Jansen: Da gibt es viele! Das Aufkommen verteilter Energieressourcen (en: distributed energy resources, DERs); sich veränderndes Konsumverhalten wie das Laden von Elektrofahrzeugen, Wärmepumpen, Kühlung, intelligente vernetzte Häuser und Gebäude und so weiter; neue Marktregeln und Netzcodes, sowie wachsende Erwartungen der Endverbraucher*innen. Das sind alles Herausforderungen, die wir meistern müssen. Sie sind der Grund, warum Smart Meter, Lastkontrolle, Verteilung, Netzbetrieb und Energiemanagement für Gebäude und Häuser eng miteinander verbunden sind. Wir können nicht länger isoliert arbeiten. Notwendige neue Normen können nur durch die Kooperation der verschiedenen involvierten technischen Komitees erarbeitet werden.

IEC/TC 13 hat verschiedene gemeinsame Aktivitäten mit anderen technischen Komitees initiiert und bringt sich aktiv ein. Dazu gehört beispielsweise eines der Subkomitees von IEC/TC 23, das energieeffiziente Produkte für verschiedene Anlagen, inklusive intelligente vernetzte Gebäude, normt. Wir arbeiten auch mit IEC/TC 57 zusammen, das einige der grundlegenden Normen für das Smart Grid entwickelt, und mit IEC/TC 69, das Normen für das Laden von E-Fahrzeugen erarbeitet. Das Systemkomitee Smart Energy (SyC Smart Energy) koordiniert unsere ganzen Aktivitäten.
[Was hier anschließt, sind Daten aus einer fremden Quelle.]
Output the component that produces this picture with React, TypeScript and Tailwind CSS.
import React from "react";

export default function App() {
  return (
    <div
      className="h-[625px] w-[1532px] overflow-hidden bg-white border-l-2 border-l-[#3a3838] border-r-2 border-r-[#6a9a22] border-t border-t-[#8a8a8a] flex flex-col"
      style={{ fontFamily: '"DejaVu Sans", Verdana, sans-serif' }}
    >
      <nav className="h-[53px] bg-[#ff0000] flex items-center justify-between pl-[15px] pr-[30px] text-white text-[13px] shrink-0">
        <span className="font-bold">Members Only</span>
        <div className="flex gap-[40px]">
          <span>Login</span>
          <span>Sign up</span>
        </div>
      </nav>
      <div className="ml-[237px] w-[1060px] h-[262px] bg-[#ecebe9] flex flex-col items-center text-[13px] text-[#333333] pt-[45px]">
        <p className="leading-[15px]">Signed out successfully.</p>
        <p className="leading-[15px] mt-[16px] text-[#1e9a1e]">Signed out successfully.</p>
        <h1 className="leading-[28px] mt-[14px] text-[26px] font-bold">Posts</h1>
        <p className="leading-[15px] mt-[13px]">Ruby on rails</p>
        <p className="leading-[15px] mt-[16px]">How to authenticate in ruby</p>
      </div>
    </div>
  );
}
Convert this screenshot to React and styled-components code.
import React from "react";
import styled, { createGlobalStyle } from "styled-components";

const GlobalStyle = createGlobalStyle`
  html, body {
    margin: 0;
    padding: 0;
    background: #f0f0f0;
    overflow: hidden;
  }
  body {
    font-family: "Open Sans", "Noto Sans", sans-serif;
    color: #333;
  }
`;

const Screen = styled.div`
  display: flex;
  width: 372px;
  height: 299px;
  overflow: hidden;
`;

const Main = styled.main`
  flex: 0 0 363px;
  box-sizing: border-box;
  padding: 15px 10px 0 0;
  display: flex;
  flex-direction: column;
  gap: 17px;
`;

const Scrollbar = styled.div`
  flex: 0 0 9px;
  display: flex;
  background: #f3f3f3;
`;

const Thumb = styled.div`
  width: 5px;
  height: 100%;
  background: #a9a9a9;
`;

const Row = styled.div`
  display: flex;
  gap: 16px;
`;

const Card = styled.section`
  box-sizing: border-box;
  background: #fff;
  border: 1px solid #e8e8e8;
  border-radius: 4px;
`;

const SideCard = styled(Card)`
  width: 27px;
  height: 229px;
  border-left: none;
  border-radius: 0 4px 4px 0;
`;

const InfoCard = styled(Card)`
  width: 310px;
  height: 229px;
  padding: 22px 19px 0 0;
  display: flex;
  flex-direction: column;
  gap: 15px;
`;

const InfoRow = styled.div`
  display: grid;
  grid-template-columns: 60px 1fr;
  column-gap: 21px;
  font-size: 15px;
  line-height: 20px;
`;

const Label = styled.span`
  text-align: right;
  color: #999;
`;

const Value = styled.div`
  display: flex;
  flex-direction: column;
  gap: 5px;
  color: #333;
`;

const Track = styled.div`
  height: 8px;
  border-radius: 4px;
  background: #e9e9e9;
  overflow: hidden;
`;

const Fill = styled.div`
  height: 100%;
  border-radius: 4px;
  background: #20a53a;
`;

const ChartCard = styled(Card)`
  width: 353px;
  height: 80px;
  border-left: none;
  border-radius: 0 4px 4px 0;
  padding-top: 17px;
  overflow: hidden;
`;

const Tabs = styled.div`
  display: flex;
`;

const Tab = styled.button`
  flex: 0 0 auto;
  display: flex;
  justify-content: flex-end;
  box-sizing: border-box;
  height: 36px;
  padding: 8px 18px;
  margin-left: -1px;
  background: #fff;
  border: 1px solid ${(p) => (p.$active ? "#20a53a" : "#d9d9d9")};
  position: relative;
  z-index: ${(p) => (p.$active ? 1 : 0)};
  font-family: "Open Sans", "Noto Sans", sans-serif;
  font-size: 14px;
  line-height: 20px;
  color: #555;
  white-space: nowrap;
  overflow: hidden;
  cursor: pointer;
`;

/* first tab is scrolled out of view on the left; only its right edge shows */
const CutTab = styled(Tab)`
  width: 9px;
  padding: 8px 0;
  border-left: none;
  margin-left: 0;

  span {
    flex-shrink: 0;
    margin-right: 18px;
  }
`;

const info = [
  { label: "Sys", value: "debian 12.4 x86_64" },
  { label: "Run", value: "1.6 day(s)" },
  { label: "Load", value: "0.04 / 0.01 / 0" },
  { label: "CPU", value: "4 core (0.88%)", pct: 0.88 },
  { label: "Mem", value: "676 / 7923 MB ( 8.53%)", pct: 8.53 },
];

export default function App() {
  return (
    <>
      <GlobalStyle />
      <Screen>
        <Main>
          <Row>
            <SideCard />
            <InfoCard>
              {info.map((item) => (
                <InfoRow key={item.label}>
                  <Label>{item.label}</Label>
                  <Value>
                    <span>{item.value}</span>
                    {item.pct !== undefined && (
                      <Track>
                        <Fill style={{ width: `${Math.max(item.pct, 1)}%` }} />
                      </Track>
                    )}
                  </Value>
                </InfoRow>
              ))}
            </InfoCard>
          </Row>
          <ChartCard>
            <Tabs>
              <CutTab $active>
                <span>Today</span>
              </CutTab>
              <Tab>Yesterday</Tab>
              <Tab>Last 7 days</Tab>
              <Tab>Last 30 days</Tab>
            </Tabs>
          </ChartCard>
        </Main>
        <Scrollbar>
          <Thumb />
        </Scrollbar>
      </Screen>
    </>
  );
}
IEC/TC 13 arbeitet aktuell an seinem nächsten strategischen Geschäftsplan und es muss noch viel innerhalb der verschiedenen gemeinsamen Arbeitsgruppen passieren, bevor wir einen vollständigen Aktionsplan erstellen können. Zu den neuen Bereichen, die wir aktuell betrachten, gehören messtechnische Fernanzeigen, Untermessung, Datenkommunikation für das Laden von Elektrofahrzeugen, Multienergiemessung sowie Lastkontrolldienstleistungen basierend auf einer fortschrittlichen Messinfrastruktur. Das ist ein umfangreiches Programm!

Über Peter Jansen

Peter Jensen ist Senior Researcher bei Frankreichs nationalem Stromversorger EDF R&D, Metering Systems Group. In dieser Funktion unterstützt er Messprojekte im häuslichen, gewerblichen und industriellen Bereich, Smart Meter für Ladeinfrastrukturen für Elektrofahrzeuge und die Entwicklung zukünftiger Messsysteme. Er arbeitet seit vielen Jahren in der Normung und neben seiner Tätigkeit als Vorsitzender von IEC/TC 13 engagiert er sich als Experte in IEC/TC 57. Zudem ist er Vorstandsvorsitzender der DLMS User Association.